Он издевается над нами – Гринуэй!
Как некогда – Кэролл, так запутывая интеллектуальный орнамент Алисы, что, хотелось спросить, при чём тут детство?
…красота, явленная кинематографом Гринуэя, от маньеризма и барокко, а ещё – от эстетики смерти: всё на тёмном фоне, почти всегда, но никогда из хаоса этой тьмы не рождается космос.
Только абсурд.
Как в «Контракте рисовальщика» - где финал и вовсе тёмен, а лица зачитывающих новый контракт-приговор гротескно заострены, как и рогатые их парики.
Рисовальщик моден, рисунки, сделанные им – виртуозны, они поражают точностью и мастерством, и то, что в них зашифрована хроника убийства, не столь уж важно рисовальщику, хотя окажется – в этом суть.

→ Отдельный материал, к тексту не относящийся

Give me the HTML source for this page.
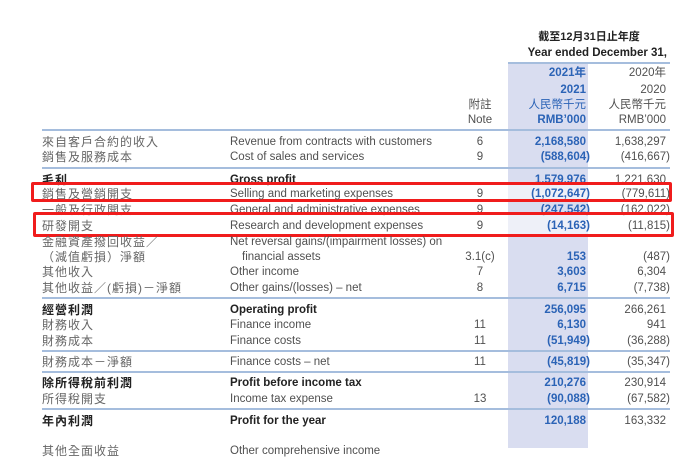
<!DOCTYPE html>
<html><head><meta charset="utf-8"><style>
body{margin:0;width:700px;height:448px;background:#fff;position:relative;overflow:hidden;font-family:"Liberation Sans","Noto Sans CJK TC",sans-serif;font-size:11.5px;color:#555}
.a{position:absolute;white-space:nowrap;line-height:14px}
.zh{left:42px;color:#666;letter-spacing:1px;font-size:12px}
.en{left:230px;color:#505050}
.n{left:460px;width:40px;text-align:center;color:#505050}
.c1{left:500px;width:86px;text-align:right;color:#2b63b6;font-weight:bold}
.c2{left:580px;width:86px;text-align:right;color:#505050}
.b{font-weight:bold;color:#222}
.ln{position:absolute;left:42px;width:628px;height:2px;background:#a5bddd}
.shade{position:absolute;left:508px;width:80px;top:64px;height:384px;background:#d9ddf0}
.box{position:absolute;border:3px solid #f01c1c;border-radius:2px;background:rgba(255,255,255,.55)}
</style></head><body>
<div class="shade"></div>
<div class="a b" style="top:30px;left:519px;width:140px;text-align:center;font-size:11px">截至12月31日止年度</div>
<div class="a b" style="top:46px;left:510px;width:157px;text-align:right">Year ended December 31,</div>
<div style="position:absolute;left:508px;width:162px;top:62px;height:2px;background:#a5bddd"></div>

<div class="a c1" style="top:66px">2021年</div><div class="a c2" style="top:66px">2020年</div>
<div class="a c1" style="top:83px">2021</div><div class="a c2" style="top:83px">2020</div>
<div class="a n" style="top:98px">附註</div><div class="a c1" style="top:98px;font-weight:normal">人民幣千元</div><div class="a c2" style="top:98px">人民幣千元</div>
<div class="a n" style="top:113px">Note</div><div class="a c1" style="top:113px">RMB’000</div><div class="a c2" style="top:113px">RMB’000</div>
<div class="ln" style="top:129px"></div>

<div class="a zh" style="top:135px">來自客戶合約的收入</div><div class="a en" style="top:135px">Revenue from contracts with customers</div><div class="a n" style="top:135px">6</div><div class="a c1" style="top:135px">2,168,580</div><div class="a c2" style="top:135px">1,638,297</div>
<div class="a zh" style="top:150px">銷售及服務成本</div><div class="a en" style="top:150px">Cost of sales and services</div><div class="a n" style="top:150px">9</div><div class="a c1" style="top:150px;left:504px">(588,604)</div><div class="a c2" style="top:150px;left:584px">(416,667)</div>
<div class="ln" style="top:167px"></div>

<div class="a zh b" style="top:173px">毛利</div><div class="a en b" style="top:173px">Gross profit</div><div class="a c1" style="top:173px">1,579,976</div><div class="a c2" style="top:173px">1,221,630</div>
<div class="a zh" style="top:203px">一般及行政開支</div><div class="a en" style="top:203px">General and administrative expenses</div><div class="a n" style="top:203px">9</div><div class="a c1" style="top:203px;left:504px">(247,542)</div><div class="a c2" style="top:203px;left:584px">(162,022)</div>

<div class="box" style="left:31px;top:182px;width:635px;height:14px"></div>
<div class="box" style="left:33px;top:212px;width:635px;height:19px"></div>

<div class="a zh" style="top:187px">銷售及營銷開支</div><div class="a en" style="top:187px">Selling and marketing expenses</div><div class="a n" style="top:187px">9</div><div class="a c1" style="top:187px;left:504px">(1,072,647)</div><div class="a c2" style="top:187px;left:584px">(779,611)</div>
<div class="a zh" style="top:219px">研發開支</div><div class="a en" style="top:219px">Research and development expenses</div><div class="a n" style="top:219px">9</div><div class="a c1" style="top:219px;left:504px">(14,163)</div><div class="a c2" style="top:219px;left:584px">(11,815)</div>

<div class="a zh" style="top:235px">金融資產撥回收益／</div><div class="a en" style="top:235px">Net reversal gains/(impairment losses) on</div>
<div class="a zh" style="top:250px">（減值虧損）淨額</div><div class="a en" style="top:250px;left:242px">financial assets</div><div class="a n" style="top:250px">3.1(c)</div><div class="a c1" style="top:250px">153</div><div class="a c2" style="top:250px;left:584px">(487)</div>
<div class="a zh" style="top:265px">其他收入</div><div class="a en" style="top:265px">Other income</div><div class="a n" style="top:265px">7</div><div class="a c1" style="top:265px">3,603</div><div class="a c2" style="top:265px">6,304</div>
<div class="a zh" style="top:281px">其他收益／(虧損)－淨額</div><div class="a en" style="top:281px">Other gains/(losses) – net</div><div class="a n" style="top:281px">8</div><div class="a c1" style="top:281px">6,715</div><div class="a c2" style="top:281px;left:584px">(7,738)</div>
<div class="ln" style="top:297px"></div>

<div class="a zh b" style="top:303px">經營利潤</div><div class="a en b" style="top:303px">Operating profit</div><div class="a c1" style="top:303px">256,095</div><div class="a c2" style="top:303px">266,261</div>
<div class="a zh" style="top:318px">財務收入</div><div class="a en" style="top:318px">Finance income</div><div class="a n" style="top:318px">11</div><div class="a c1" style="top:318px">6,130</div><div class="a c2" style="top:318px">941</div>
<div class="a zh" style="top:334px">財務成本</div><div class="a en" style="top:334px">Finance costs</div><div class="a n" style="top:334px">11</div><div class="a c1" style="top:334px;left:504px">(51,949)</div><div class="a c2" style="top:334px;left:584px">(36,288)</div>
<div class="ln" style="top:350px"></div>
<div class="a zh" style="top:355px">財務成本－淨額</div><div class="a en" style="top:355px">Finance costs – net</div><div class="a n" style="top:355px">11</div><div class="a c1" style="top:355px;left:504px">(45,819)</div><div class="a c2" style="top:355px;left:584px">(35,347)</div>
<div class="ln" style="top:371px"></div>
<div class="a zh b" style="top:376px">除所得稅前利潤</div><div class="a en b" style="top:376px">Profit before income tax</div><div class="a c1" style="top:376px">210,276</div><div class="a c2" style="top:376px">230,914</div>
<div class="a zh" style="top:392px">所得稅開支</div><div class="a en" style="top:392px">Income tax expense</div><div class="a n" style="top:392px">13</div><div class="a c1" style="top:392px;left:504px">(90,088)</div><div class="a c2" style="top:392px;left:584px">(67,582)</div>
<div class="ln" style="top:408px"></div>
<div class="a zh b" style="top:414px">年內利潤</div><div class="a en b" style="top:414px">Profit for the year</div><div class="a c1" style="top:414px">120,188</div><div class="a c2" style="top:414px">163,332</div>
<div class="a zh" style="top:444px">其他全面收益</div><div class="a en" style="top:444px">Other comprehensive income</div>
</body></html>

Суть, которая убьёт его, удачливого женолюба, жуира вообще-то, вляпавшегося в смертельную историю; затянутого в адскую интригу богатых людей.
И здесь – красота на грани разложения оной, со смещённым углом, с центром, который порвётся сейчас, и из него выглянет жуткая рожа: вроде той, который обладает бегающий по поместью голышом… не пойми кто.
И он же – с лицом, дочерна замазанным сажей, смачно жрёт в конце, когда художник уже мёртв, ананас: жрёт так, как потусторонняя сила зла пожирала б душу, не понявшую своего предназначения.
Гринуэй – потусторонний режиссёр.
Даже, когда всё делается предельно конкретно, детально, как в фильме «Повар, вор, его жена и её любовник»…
Жестокость сочится сукровицей – до подлинной крови не поднимаясь.
Жернова жестокости, столь знакомые человечеству, любит закамуфлировано показывать Гринуэй.
Фешенебельный ресторан, к которому стянется мир, как шагреневая кожа, подразумевает жратву: большую, как у Босха – в потусторонних видениях его, красно-чёрной гаммой выплеснутых в мир.
И души героев – вполне босхианские гибриды: человеческое прорастает пауком, тут хорёк, напялив на нос кругленькие, как шарики, очки, читает кулинарный шедевр, пока плоская, располосованная рыба обнимает его снизу своими частями.
Где люди-то?
А вот же они: ганстер-вор, Джорджина – жена, изведённая издевательствами, любовник-книгочей, хранитель библиотеки, которого же до отвала накормят книгами (шумовым эффектом звучит издалека: Держите его, а то он сожрёт всего Аристотеля!), Ричард ещё, повар, то бишь.
Из Майкла приготовят жаркое, как было у Маркеса: но там осмысленность жестокости логична: диктатор, расколовший заговор, как орех, решил напугать оставшихся поджаренным со специями и травами главой оного.
А здесь?
Здесь всё вращается абсурдным калейдоскопом – в том числе: условность людей этих.
Не дотянувших до стадии людей.
…ассиметрия эстетики режиссёра нарушает душевный покой, бередя сознание.
Как соотносится оно с душой?
На это Гринуэй не ответит, заворачивая образы своих парадоксов и парадоксы образов, играя абсурдом, как числовой символикой, и заставляя вглядываться в сложную, отвратительную, и такую притягательную красоту.